I can remember back a long way, and I don’t ever recall being kissed, or told I was loved. Did they love me? I don’t know for sure. They never told me, and I never asked them. As a matter of fact, the word love was not in my vocabulary until I attended a high school English class.
When I left home at 18 for the military, my mother and I, while sitting at the breakfast table, exchanged words of farewell without touching. My father dropped me off at the bus stop, and promised to see me on my return, scheduled for a few months later. My mother wrote regularly, and I can’t recall her ever putting the word "love" in any correspondence to me.
Only once, during the several times I returned for brief visits during my four years in the service, did my father and I touch. And that was a time when we shook hands as I boarded a bus, but I can’t recall who initiated that gesture.
I’m not seeking pity or placing blame. I had good parents. I bear some blame for the situation as it existed. I didn’t try to change it. I didn’t see anything wrong with the way things were.
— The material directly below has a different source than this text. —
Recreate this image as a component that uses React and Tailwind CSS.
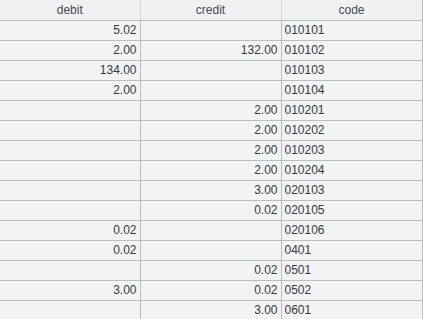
import React from "react";

const rows = [
  ["5.02", "", "010101"],
  ["2.00", "132.00", "010102"],
  ["134.00", "", "010103"],
  ["2.00", "", "010104"],
  ["", "2.00", "010201"],
  ["", "2.00", "010202"],
  ["", "2.00", "010203"],
  ["", "2.00", "010204"],
  ["", "3.00", "020103"],
  ["", "0.02", "020105"],
  ["0.02", "", "020106"],
  ["0.02", "", "0401"],
  ["", "0.02", "0501"],
  ["3.00", "0.02", "0502"],
  ["", "3.00", "0601"],
];

export default function App() {
  return (
    <div className="h-[319px] w-[423px] overflow-hidden bg-[#f2f3f3] font-['Liberation_Sans',Arial,sans-serif] text-[12px] text-[#363a40]">
      <table className="w-[422px] table-fixed border-collapse">
        <colgroup>
          <col className="w-[140px]" />
          <col className="w-[141px]" />
          <col className="w-[141px]" />
        </colgroup>
        <thead>
          <tr className="h-[20px] bg-[#eff1f2] text-[#444a52]">
            <th className="border-b border-r border-b-[#b8bfc5] border-r-[#d3d8db] font-normal leading-none">debit</th>
            <th className="border-b border-r border-b-[#b8bfc5] border-r-[#d3d8db] font-normal leading-none">credit</th>
            <th className="border-b border-r border-b-[#b8bfc5] border-r-[#b8bfc5] font-normal leading-none">code</th>
          </tr>
        </thead>
        <tbody>
          {rows.map((r, i) => (
            <tr key={i} className="h-[20px]">
              <td className="border-b border-r border-[#b8bfc5] px-[3px] text-right leading-none">{r[0]}</td>
              <td className="border-b border-r border-[#b8bfc5] px-[3px] text-right leading-none">{r[1]}</td>
              <td className="border-b border-r border-[#b8bfc5] px-[3px] text-left leading-none">{r[2]}</td>
            </tr>
          ))}
        </tbody>
      </table>
    </div>
  );
}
But around my 45th birthday, due to reading a newspaper column written by my friend, the late Bob Hastings, I became convinced I needed to try to change what I had come to perceive as a real deficiency in my relationship with family.
Living out of state and knowing if I waited I would talk myself out of doing anything, I phoned my mother. Perhaps I was hoping she would finally tell me that she loved me. Or perhaps it was just a ploy to soothe my own conscience, but whatever, for the first time in my life I told her that I loved her. (Her reply may be told at a later date.) More difficult yet was meeting with my oldest son, and for the first time ever, telling him that I loved him. I also shared part of this story with him, and after that, it was much easier telling my other children.
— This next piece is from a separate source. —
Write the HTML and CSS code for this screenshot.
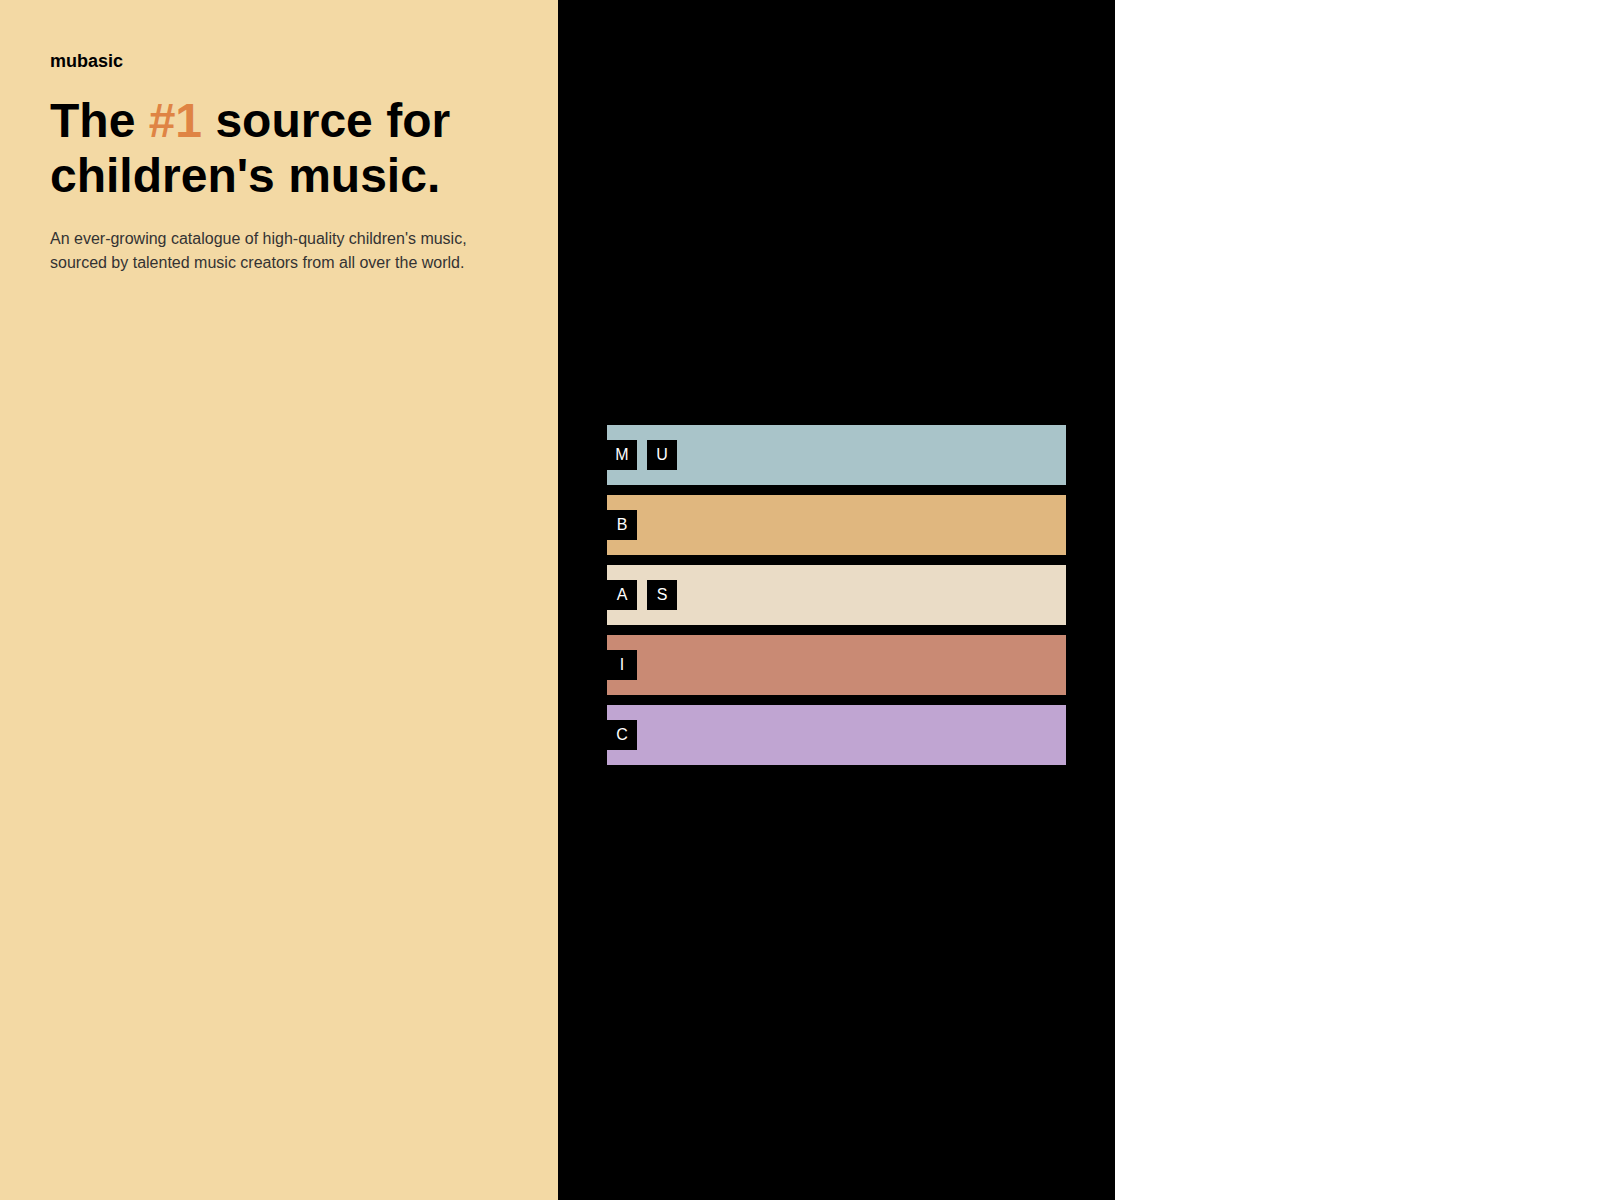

My wife and I do disagree on some aspects of love, but my love for her has been growing ever since I first started believing that she loved me. For the first time in my life, someone, and she was the one, expressed love for me. She made me feel important and needed. That may be egotistic, but it was what I needed.
More amazing however, I believe she loves me more than she did when she "fell" in love with me. And we express that love in words and in deeds.
But I feel the same way about my spiritual relationship with Jesus Christ. I believe that faith without action may not really be faith (the Bible speaks to this issue in James 2:26) and that love without expression may not really be love (see John 13:35).
The Lord tells of his love for us in the Bible, and he demonstrates his love to us with good gifts and other blessings we have enjoyed.
Now it is up to us, including me, to respond, both vocally and by action.